Não sejamos ingênuos diante do
óbvio. Os mais afetados pelas calamidades chegam a esse ponto porque foram,
primeiramente, alijados do seu lugar de fala no mundo. Os poderosos não têm
quaisquer interesses em ouvi-los e, muito menos, permitir que falem, que se
expressem. Não querem saber o que pensam, como vivem, quais os seus sonhos, nada.
Querem que permaneçam onde estão, cumprindo a sina que lhes foi imposta pela
realidade desigual e ultrajante do país. Dentro desse contexto é que os menos
ou não favorecidos acabam privados da sua dignidade humana e expostos, à revelia
de sua vontade, a todo tipo de desgraça que a irresponsabilidade voluntária e
consciente pode promover.
Pois é, fazendo vista grossa para
situações tão abjetas, o Brasil conquista as páginas dos veículos de
comunicação e informação, nacionais e estrangeiros, com a exibição da vergonha
em tamanho natural. Não que ele tenha, necessariamente, algum constrangimento
ou pudor nesse sentido. Mas deveria. Porque essas vergonhas estampadas, para
quem quiser ver, dizem respeito ao seu mais absoluto descompromisso com a
dignidade da pessoa humana.
Mais do que isso, com a
construção de uma sociedade livre, justa e solidária. Com o desenvolvimento nacional.
Com a erradicação da pobreza e da marginalização e da redução das desigualdades
sociais e regionais. Com a promoção do bem de todos, sem preconceitos de
origem, raça, sexo, cor, idade e quaisquer outras formas de discriminação, conforme
estabelece a Constituição federal vigente.

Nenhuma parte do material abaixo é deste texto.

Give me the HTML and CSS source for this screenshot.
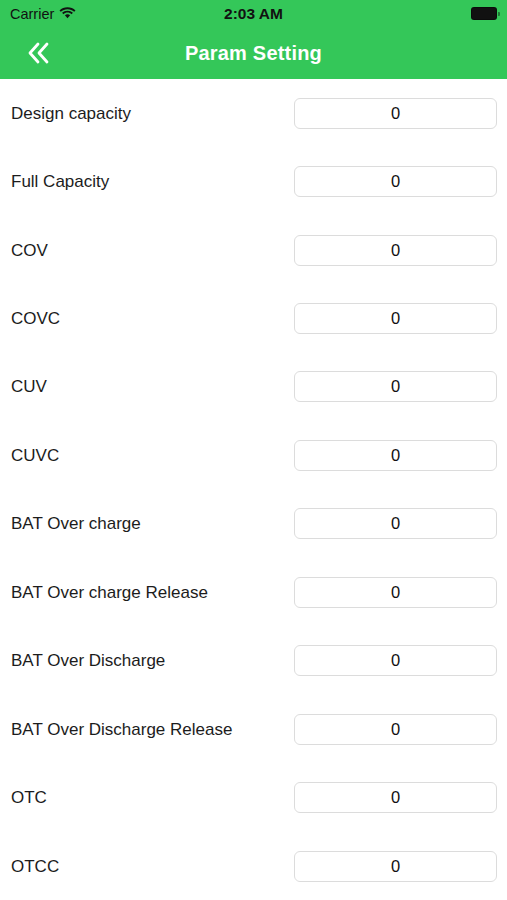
FILE: index.html
```html
<!DOCTYPE html>
<html lang="en">
<head>
    <meta charset="UTF-8">
    <meta name="viewport" content="width=device-width, initial-scale=1.0">
    <title>Param Setting</title>
    <link rel="stylesheet" href="styles.css">
</head>
<body>
    <div class="top">
        <div class="status-bar">
            <div class="carrier">
                Carrier
                <svg class="wifi" width="17" height="12" viewBox="0 0 17 12">
                    <path d="M8.5 2.2c2.6 0 4.9 1 6.7 2.6l1.3-1.4C14.4 1.4 11.6 0.2 8.5 0.2S2.6 1.4 0.5 3.4l1.3 1.4C3.6 3.2 5.9 2.2 8.5 2.2z" fill="#111"/>
                    <path d="M8.5 5.6c1.6 0 3 0.6 4.1 1.6l1.3-1.4C12.5 4.5 10.6 3.7 8.5 3.7S4.5 4.5 3.1 5.8l1.3 1.4C5.5 6.2 6.9 5.6 8.5 5.6z" fill="#111"/>
                    <path d="M8.5 7.2c-1 0-1.9 0.4-2.6 1L8.5 11.2l2.6-3C10.4 7.6 9.5 7.2 8.5 7.2z" fill="#111"/>
                </svg>
            </div>
            <div class="clock">2:03 AM</div>
            <div class="battery">
                <span class="battery-body"></span>
                <span class="battery-cap"></span>
            </div>
        </div>
        <div class="nav-bar">
            <a class="back" href="#">
                <svg width="24" height="22" viewBox="0 0 24 22">
                    <path d="M11 2L3 11l8 9" fill="none" stroke="#fff" stroke-width="2.8" stroke-linecap="round" stroke-linejoin="round"/>
                    <path d="M20 2l-8 9 8 9" fill="none" stroke="#fff" stroke-width="2.8" stroke-linecap="round" stroke-linejoin="round"/>
                </svg>
            </a>
            <h1 class="title">Param Setting</h1>
        </div>
    </div>

    <div class="param-list">
        <div class="param-row">
            <span class="param-label">Design capacity</span>
            <input class="param-input" type="text" value="0">
        </div>
        <div class="param-row">
            <span class="param-label">Full Capacity</span>
            <input class="param-input" type="text" value="0">
        </div>
        <div class="param-row">
            <span class="param-label">COV</span>
            <input class="param-input" type="text" value="0">
        </div>
        <div class="param-row">
            <span class="param-label">COVC</span>
            <input class="param-input" type="text" value="0">
        </div>
        <div class="param-row">
            <span class="param-label">CUV</span>
            <input class="param-input" type="text" value="0">
        </div>
        <div class="param-row">
            <span class="param-label">CUVC</span>
            <input class="param-input" type="text" value="0">
        </div>
        <div class="param-row">
            <span class="param-label">BAT Over charge</span>
            <input class="param-input" type="text" value="0">
        </div>
        <div class="param-row">
            <span class="param-label">BAT Over charge Release</span>
            <input class="param-input" type="text" value="0">
        </div>
        <div class="param-row">
            <span class="param-label">BAT Over Discharge</span>
            <input class="param-input" type="text" value="0">
        </div>
        <div class="param-row">
            <span class="param-label">BAT Over Discharge Release</span>
            <input class="param-input" type="text" value="0">
        </div>
        <div class="param-row">
            <span class="param-label">OTC</span>
            <input class="param-input" type="text" value="0">
        </div>
        <div class="param-row">
            <span class="param-label">OTCC</span>
            <input class="param-input" type="text" value="0">
        </div>
    </div>
</body>
</html>
```

FILE: styles.css
```css
body {
    margin: 0;
    padding: 0;
    width: 507px;
    height: 900px;
    overflow: hidden;
    background: #fff;
    font-family: "Liberation Sans", Arial, sans-serif;
    color: #111;
}

.top {
    background: #34c759;
    height: 79px;
}

.status-bar {
    height: 27px;
    display: flex;
    align-items: center;
    justify-content: space-between;
    padding: 0 7px 0 10px;
    position: relative;
}

.carrier {
    display: flex;
    align-items: center;
    gap: 5px;
    font-size: 14.5px;
    color: #111;
}

.wifi {
    margin-top: -2px;
}

.clock {
    position: absolute;
    left: 0;
    right: 0;
    text-align: center;
    font-size: 15.5px;
    font-weight: 700;
    color: #111;
}

.battery {
    display: flex;
    align-items: center;
    gap: 1px;
}

.battery-body {
    width: 24px;
    height: 11px;
    background: #111;
    border-radius: 3px;
    border: 1px solid rgba(0, 0, 0, 0.35);
}

.battery-cap {
    width: 2px;
    height: 4px;
    background: rgba(0, 0, 0, 0.4);
    border-radius: 0 1px 1px 0;
}

.nav-bar {
    height: 52px;
    display: flex;
    align-items: center;
    justify-content: center;
    position: relative;
}

.back {
    position: absolute;
    left: 27px;
    top: 15px;
    display: block;
}

.title {
    margin: 0;
    font-size: 20px;
    font-weight: 700;
    color: #fff;
    letter-spacing: 0.2px;
}

.param-row {
    height: 68.45px;
    display: flex;
    align-items: center;
    justify-content: space-between;
    padding: 0 10px 0 11px;
}

.param-label {
    font-size: 17px;
    color: #1c1c1c;
    margin-top: 1px;
}

.param-input {
    width: 203px;
    height: 31px;
    box-sizing: border-box;
    border: 1px solid #dcdcdc;
    border-radius: 6px;
    text-align: center;
    font-family: "Liberation Sans", Arial, sans-serif;
    font-size: 16.5px;
    color: #111;
    background: #fff;
    padding: 0;
    outline: none;
}
```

É preciso, então, virar essa
página de tantos absurdos! Essa é, sem dúvida alguma, a sinalização mais clara
e objetiva de que o país estaria mesmo convicto no seu propósito de reafirmação
democrática. Atento e atuante aos preceitos constitucionais e legais para não
mais permitir a expressão da perplexidade oportunista, que não leva nada, nem
ninguém, a lugar algum.
Afinal, como escreveu Umberto
Eco, “Justificar tragédias como vontade
divina tira da gente a responsabilidade por nossas escolhas”. O que reforça implicitamente a noção mais
exata de que “A tragédia da vida é o que
morre dentro do homem enquanto ele vive” (Albert Schweitzer). Porque é
exatamente isso que nos faz arautos de um flagelo premeditado.